Subtitled: _Discovering the Adaptive Unconscious_
In order to make any sense out of this book, you need to have some idea of the Freudian conception(s) of the unconscious. The unconscious is where stuff gets shoved that is painful to think about, and the unconscious can cause us to act on that stuff in ways that are not what we want and quite possibly really bad for us. Wilson is attempting to replace this conception of the unconscious with one that has other characteristics. The "adaptive" part is that the unconscious isn't just making trouble for us and preventing us from fitting into our prescribed social slot; the unconscious is capable of and often doing very useful, beneficial things for us. It is unconscious not because it's where we shove stuff that is painful to think about -- it is unconscious because its contents are not available to introspection.
_Why_ the contents are not available to introspection depends on which particular component of the unconscious Wilson has in mind at the moment. This book suffers from the Kuhnian "paradigm" problem: the definition starts out somewhat sloppy and gets murkier as the book proceeds. Things like proprioception are included, and I would suppose the autonomic nervous system (altho I don't know that he specifically mentioned that). But a lot of other stuff is stashed in his adaptive unconscious also, including quite a lot of things that I would consider available to a form of introspection, particularly if you allow self-observation and meditative states.
Wilson recognizes that some pieces of the unconscious are trained over time, but he mistakenly asserts that this kind of learning or training is effort-less. I complained about this in earlier posts; I didn't continue complaining primarily because my computer developed disk problems and has been in and out of the shop for the last few days (it is now working, thank you, Apple Store). He doesn't give any indication that he knows about what, say, martial arts instructors or coaches do to help train the adaptive unconscious of their pupils or team members. And while the Neuro Linguistic Programming crowd has some awareness of Wilson, the reverse appears not to be the case.
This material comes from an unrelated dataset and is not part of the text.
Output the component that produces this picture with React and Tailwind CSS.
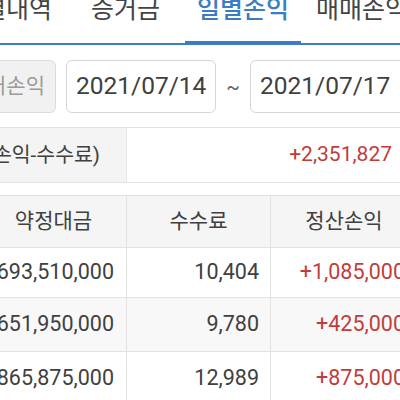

I was especially disturbed by the analysis of real estate agents on and around p 165. Wilson describes some friends and acquaintances who make pro/con lists and then find it difficult if not impossible to settle upon a decision. He describes real estate agents who more or less ignore the lists couples generate of what they need/want in a house, and just look at their non-verbal reactions to actually seeing houses -- then showing the couples more of what makes them go all gooey. "The couple eventually bought a house in a new development outside of town, rather than the older house in the city they said they had always wanted. My agent's wisdom is shared by other real estate professionals, so much so that there is a common saying in the business: "Buyers Lie."" I don't dispute the assertion that buyers think one thing and emote another -- I know I do. I luuuurrrrrvvveee old houses: I love their proportions, their architectural details, the layout of the rooms. I go all gooey over old. But I've lived in a house that was about a hundred years old and spent a fair amount of time in and around houses that were that age or older. I know I don't actually _like_ living in old houses. They are drafty, pest prone, have questionable wiring, plumbing and HVAC systems. What it takes to make an old house the kind of house I want to live in is a whole lot of money and a whole lot of time and a really, really, really good contractor with excellent subs and attention to detail. You can't tell if it was done right, because you can't actually _look_ at the bits that really matter -- and I don't want to supervise the work myself. So no old houses for me.
That doesn't stop me from emoting very positive things about old houses, so I avoid real estate agents because they show me old houses once they see that reaction. It pisses me off. So I find what I want and deal with the seller's agent, because I cannot stand what buyer's agents do. I'm not alone in this -- a whole lot of people in the cohort after me are acting the exact same way. If Wilson can't make a pro/con list help him make a decision, that's not the fault of the list: that's the fault of the person who is abusing the list making technique. The list is supposed to include the things you actually care about, and nothing else -- it isn't supposed to include any damn thing that springs to mind or that someone else suggests.
My takeaway from this book is simple: I know of no obviously better book that supplies a theoretical structure for thinking about why people (including myself) think and say one thing but feel and emote another thing. There are _way_ better books out there for detecting what is going on, learning how to train your feeling/emoting systems (and proprioception and other automatic responses), improving your introspective capacity and so on. The flaws in the theory supplied are many, some in the details and some in the generalities, but the thesis in its simplest form (your feeling/emoting selves are useful) is a valid one and he pokes around the edges of it in a way that might provoke insight in the reader.
An incredibly qualified recommendation. I'll probably hang onto my copy, at least for a while.
In a previous post, I included a link to a paper I wrote for an English class as a junior in high school. That paper was my effort to depict my experience of introspection. In many, many details, it is a better depiction of aspects of the "adaptive unconscious" than Wilson's book -- and a direct assault on several details of his thesis (that consciousness is unitary, for one), including his description of some of the limitations of introspection.